All people are equal and should be treated as such

It is, therefore, immoral for people to pay less money for the same job based on where a person is located

It would sound like you couldn’t take issue with this argument, right? Well, it turns out it isn’t that hard. In this argument, two different forms of equality are being confused.

The first form – the one that I don’t think anybody has a problem with – is that all lives should be valued the same. It doesn’t matter whether a person is born in Taiwan, Timbuktu, Tokyo or Tennessee. Their lives hold the same intrinsic value.

The second form of equality is one related to economic productivity. The more productive you are and the better the product you produce, the more you should earn. Employers aren’t paying you for some intrinsic value, but for the product that you deliver. This is why we pay different wages to doctors and grocery packers.

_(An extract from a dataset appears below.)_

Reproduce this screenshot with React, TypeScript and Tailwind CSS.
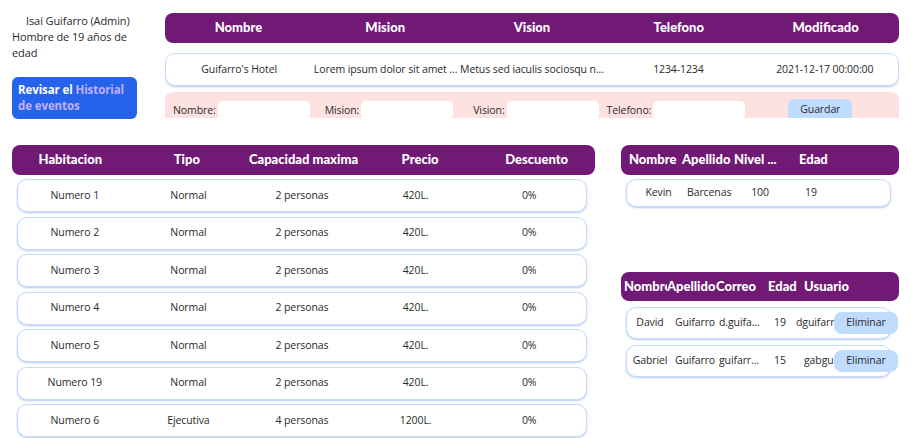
import React from 'react';

const hotelHeaders = ['Nombre', 'Mision', 'Vision', 'Telefono', 'Modificado'];
const hotelRow = ["Guifarro's Hotel", 'Lorem ipsum dolor sit amet ...', 'Metus sed iaculis sociosqu n...', '1234-1234', '2021-12-17 00:00:00'];

const roomHeaders = ['Habitacion', 'Tipo', 'Capacidad maxima', 'Precio', 'Descuento'];
const rooms = [
  ['Numero 1', 'Normal', '2 personas', '420L.', '0%'],
  ['Numero 2', 'Normal', '2 personas', '420L.', '0%'],
  ['Numero 3', 'Normal', '2 personas', '420L.', '0%'],
  ['Numero 4', 'Normal', '2 personas', '420L.', '0%'],
  ['Numero 5', 'Normal', '2 personas', '420L.', '0%'],
  ['Numero 19', 'Normal', '2 personas', '420L.', '0%'],
  ['Numero 6', 'Ejecutiva', '4 personas', '1200L.', '0%'],
];

const users = [
  { nombre: 'David', apellido: 'Guifarro', correo: 'd.guifa...', edad: '19', usuario: 'dguifarro', pad: 'pl-0' },
  { nombre: 'Gabriel', apellido: 'Guifarro', correo: 'guifarr...', edad: '15', usuario: 'gabguifarro', pad: 'pl-[8px]' },
];

const head = "font-['Lato',sans-serif] font-black text-[13px] tracking-normal text-white";
const card = 'rounded-[10px] border border-[#c7dcfb] bg-white shadow-[0_1px_2px_rgba(147,180,240,0.7)]';

export default function App() {
  return (
    <div className="min-h-screen bg-white text-[10.5px] tracking-[-0.1px] text-[#2a2a2a] font-['Open_Sans',sans-serif] px-3 pt-[13px]">
      <div className="flex h-[105px]">
        <div className="w-[153px] shrink-0">
          <p className="text-[11px] leading-4 pl-[14px]">Isaí Guifarro (Admin)</p>
          <p className="text-[11px] leading-4 whitespace-nowrap">
            Hombre de 19 años de
            <br />
            edad
          </p>
          <button className="mt-[16px] w-[125px] h-[42px] rounded-[6px] bg-[#2563eb] text-left px-[6px] text-[11.5px] leading-4 font-bold text-white">
            Revisar el <span className="text-[#c0b0ff]">Historial de eventos</span>
          </button>
        </div>

        <div className="flex-1 overflow-hidden">
          <div className={`grid grid-cols-5 h-[30px] items-center rounded-[8px] bg-[#701a75] text-center ${head}`}>
            {hotelHeaders.map((h) => (
              <span key={h}>{h}</span>
            ))}
          </div>
          <div className={`grid grid-cols-5 h-[33px] mt-[10px] items-center text-center ${card}`}>
            {hotelRow.map((c, i) => (
              <span key={i} className="whitespace-nowrap">{c}</span>
            ))}
          </div>
          <div className="mt-[6px] h-[40px] rounded-t-[8px] bg-[#fee2e2] flex items-start pt-[9px] pl-[8px]">
            <label className="flex items-center gap-[2px]">
              <span>Nombre:</span>
              <span className="block w-[92px] h-[19px] rounded-[5px] bg-white" />
            </label>
            <label className="flex items-center gap-[2px] ml-[15px]">
              <span>Mision:</span>
              <span className="block w-[92px] h-[19px] rounded-[5px] bg-white" />
            </label>
            <label className="flex items-center gap-[2px] ml-[20px]">
              <span>Vision:</span>
              <span className="block w-[92px] h-[19px] rounded-[5px] bg-white" />
            </label>
            <label className="flex items-center gap-[2px] ml-[8px]">
              <span>Telefono:</span>
              <span className="block w-[92px] h-[19px] rounded-[5px] bg-white" />
            </label>
            <button className="ml-[43px] -mt-[2px] w-[64px] h-[22px] rounded-[6px] bg-[#bfdbfe]">Guardar</button>
          </div>
        </div>
      </div>

      <div className="flex mt-[27px] gap-[26px]">
        <div className="w-[583px]">
          <div className={`grid grid-cols-5 h-[30px] items-center rounded-[8px] bg-[#701a75] text-center ${head}`}>
            {roomHeaders.map((h) => (
              <span key={h}>{h}</span>
            ))}
          </div>
          <div className="pl-[5px] pr-[8px] pt-[4px]">
            {rooms.map((r) => (
              <div key={r[0]} className={`grid grid-cols-5 h-[33px] mb-[4.5px] items-center text-center ${card}`}>
                {r.map((c, i) => (
                  <span key={i}>{c}</span>
                ))}
              </div>
            ))}
          </div>
        </div>

        <div className="w-[278px]">
          <div className={`grid grid-cols-[53px_52px_65px_1fr] h-[30px] pl-[8px] items-center rounded-[8px] bg-[#701a75] whitespace-nowrap ${head}`}>
            <span>Nombre</span>
            <span>Apellido</span>
            <span>Nivel ...</span>
            <span>Edad</span>
          </div>
          <div className={`ml-[5px] mr-[8px] mt-[4px] h-[28px] pl-[3px] grid grid-cols-[57px_44px_58px_44px] items-center text-center ${card}`}>
            <span>Kevin</span>
            <span>Barcenas</span>
            <span>100</span>
            <span>19</span>
          </div>

          <div className={`mt-[65px] grid grid-cols-[43px_49px_52px_36px_1fr] h-[29px] pl-[3px] items-center rounded-[8px] bg-[#701a75] whitespace-nowrap ${head}`}>
            <span className="overflow-hidden">Nombre</span>
            <span>Apellido</span>
            <span>Correo</span>
            <span>Edad</span>
            <span>Usuario</span>
          </div>
          <div className="ml-[5px] mr-[8px] pt-[6px]">
            {users.map((u) => (
              <div key={u.nombre} className={`h-[32px] mb-[6px] pl-[2px] grid grid-cols-[42px_48px_45px_32px_38px_64px] items-center whitespace-nowrap ${card}`}>
                <span className="text-center">{u.nombre}</span>
                <span className="text-center">{u.apellido}</span>
                <span className="overflow-hidden">{u.correo}</span>
                <span className="text-center">{u.edad}</span>
                <span className={`overflow-hidden ${u.pad}`}>{u.usuario}</span>
                <button className="h-[22px] rounded-[8px] bg-[#bfdbfe]">Eliminar</button>
              </div>
            ))}
          </div>
        </div>
      </div>
    </div>
  );
}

And, in this regard, people in developing and developed nations are not equal. After all, the people in developed nations have access to:

  1. Better educations

  2. Better technological tools

  3. Modern work concepts

  4. Better role models whose examples they can follow

Which, on average, means they’re going to be more productive (no arguing by way of anecdotal evidence please).

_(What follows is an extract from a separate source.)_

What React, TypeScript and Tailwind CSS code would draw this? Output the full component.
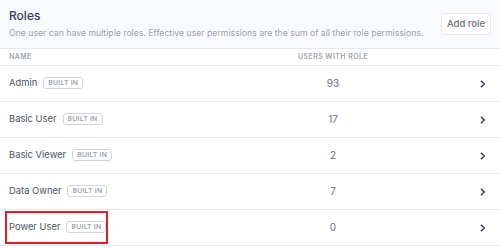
import React from "react";

const roles = [
  { name: "Admin", users: 93 },
  { name: "Basic User", users: 17 },
  { name: "Basic Viewer", users: 2 },
  { name: "Data Owner", users: 7 },
  { name: "Power User", users: 0 },
];

function Chevron() {
  return (
    <svg width="6" height="8" viewBox="0 0 6 8" fill="none">
      <path d="M1.5 1.2L4.3 4L1.5 6.8" stroke="#374151" strokeWidth="1.6" strokeLinecap="round" strokeLinejoin="round" />
    </svg>
  );
}

export default function App() {
  return (
    <div
      className="w-[500px] h-[248px] overflow-hidden bg-white"
      style={{ fontFamily: "Inter, 'Noto Sans', sans-serif" }}
    >
      <div className="h-[49px] bg-[#f9fafb] border-b border-[#e5e7eb] flex items-center justify-between pl-[9px] pr-[9px]">
        <div className="flex flex-col min-w-0">
          <div className="text-[12px] leading-[16px] font-medium text-[#374151] mt-[-1px]">Roles</div>
          <div className="text-[8.7px] leading-[14px] text-[#9ca3af] mt-[2px] whitespace-nowrap">
            One user can have multiple roles. Effective user permissions are the sum of all their role permissions.
          </div>
        </div>
        <button className="shrink-0 h-[22px] w-[50px] border border-[#e5e7eb] rounded-[3px] bg-white text-[9.5px] font-medium text-[#6b7280] whitespace-nowrap">
          Add role
        </button>
      </div>
      <div className="h-[17px] flex items-center border-b border-[#e5e7eb] text-[7px] font-semibold tracking-[0.06em] text-[#9ca3af]">
        <div className="pl-[9px] w-[270px]">NAME</div>
        <div className="w-[126px] text-center">USERS WITH ROLE</div>
      </div>
      {roles.map((r, i) => (
        <div key={r.name} className="h-[36px] flex items-center border-b border-[#e5e7eb]">
          <div className="w-[270px] pl-[9px] flex items-center">
            <div className="relative flex items-center">
              <span className="text-[9.4px] text-[#4b5563]">{r.name}</span>
              <span className="ml-[6px] h-[12px] px-[4px] flex items-center border border-[#d1d5db] rounded-[3px] text-[6.8px] font-semibold text-[#9ca3af] tracking-[0.04em]">
                BUILT IN
              </span>
              {i === 4 && (
                <div className="absolute left-[-4px] top-[-9px] w-[103px] h-[33px] border-2 border-[#e11d2a]" />
              )}
            </div>
          </div>
          <div className="w-[126px] text-center text-[10px] text-[#6b7280]">{r.users}</div>
          <div className="flex-1 flex justify-end pr-[14px]">
            <Chevron />
          </div>
        </div>
      ))}
    </div>
  );
}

Even if two people who are equally skilled and capable in different regions, their productivity will still not be equal. After all, in poor countries, there are a lot more obstacles. For example, the power goes down, the internet is slow and many modern tools are simply not available.

Now is it fair that the person in a developing nation doesn’t have the same opportunities? No, of course not. This is not the fault of the employer, however, and not something you can argue they should pay for.

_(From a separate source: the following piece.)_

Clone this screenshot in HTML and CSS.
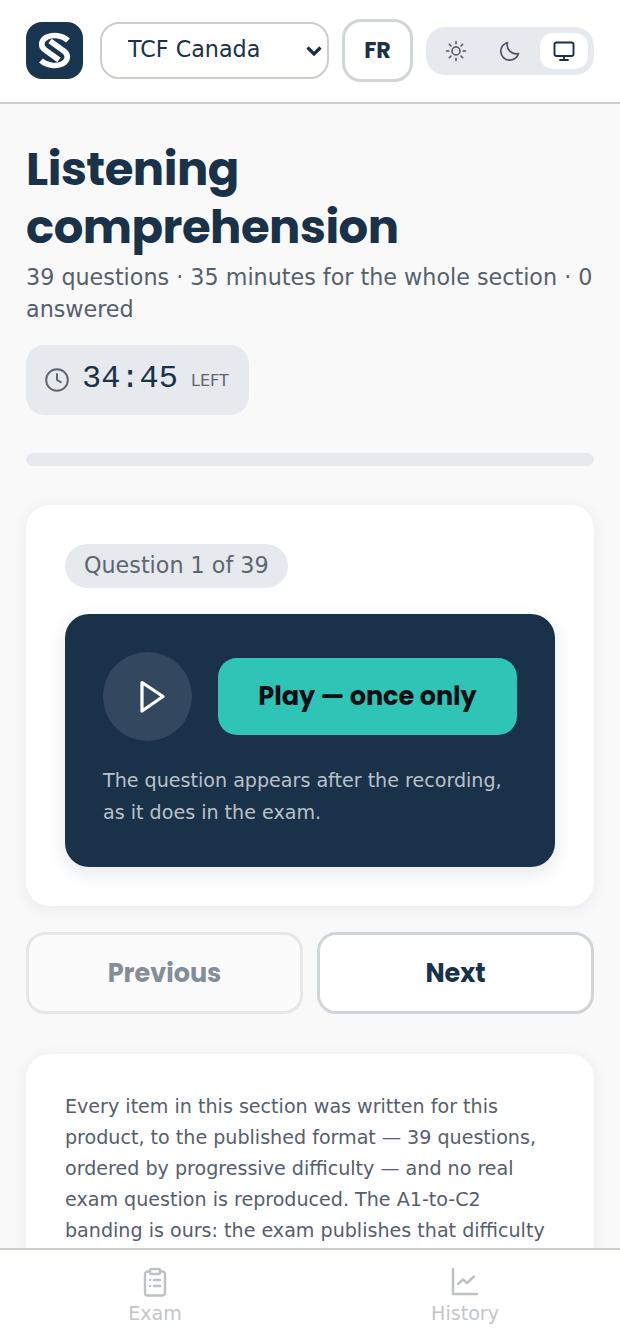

It is, therefore, immoral for people to pay less money for the same job based on where a person is located

Now, no doubt some of you are already huffing, puffing and scrolling towards the comment section. After all, that explains a small difference between developed and developing nation salaries. It certainly doesn’t explain why people in the US get $30 an hour, while, say, a Bangladeshi has to make do with $5, though. After all, the person in the US generally isn’t 6 times as productive or their product six times as valuable.

Here too several arguments were offered:

  1. Sure, $5 doesn’t sound like very much, but for that guy (or gal, let’s not be sexist) that $5 is far more than they’d otherwise make.

  2. We’re teaching them valuable skills. Sure, to begin with, they might only make $5. But if they keep at it, then soon they’ll be able to scale the pay ladder.

  3. Why don’t you ask them? They’re happy taking the job. They’d be angry if because of your lambasting it was shut it down. Thus, it would be immoral for us not to offer it!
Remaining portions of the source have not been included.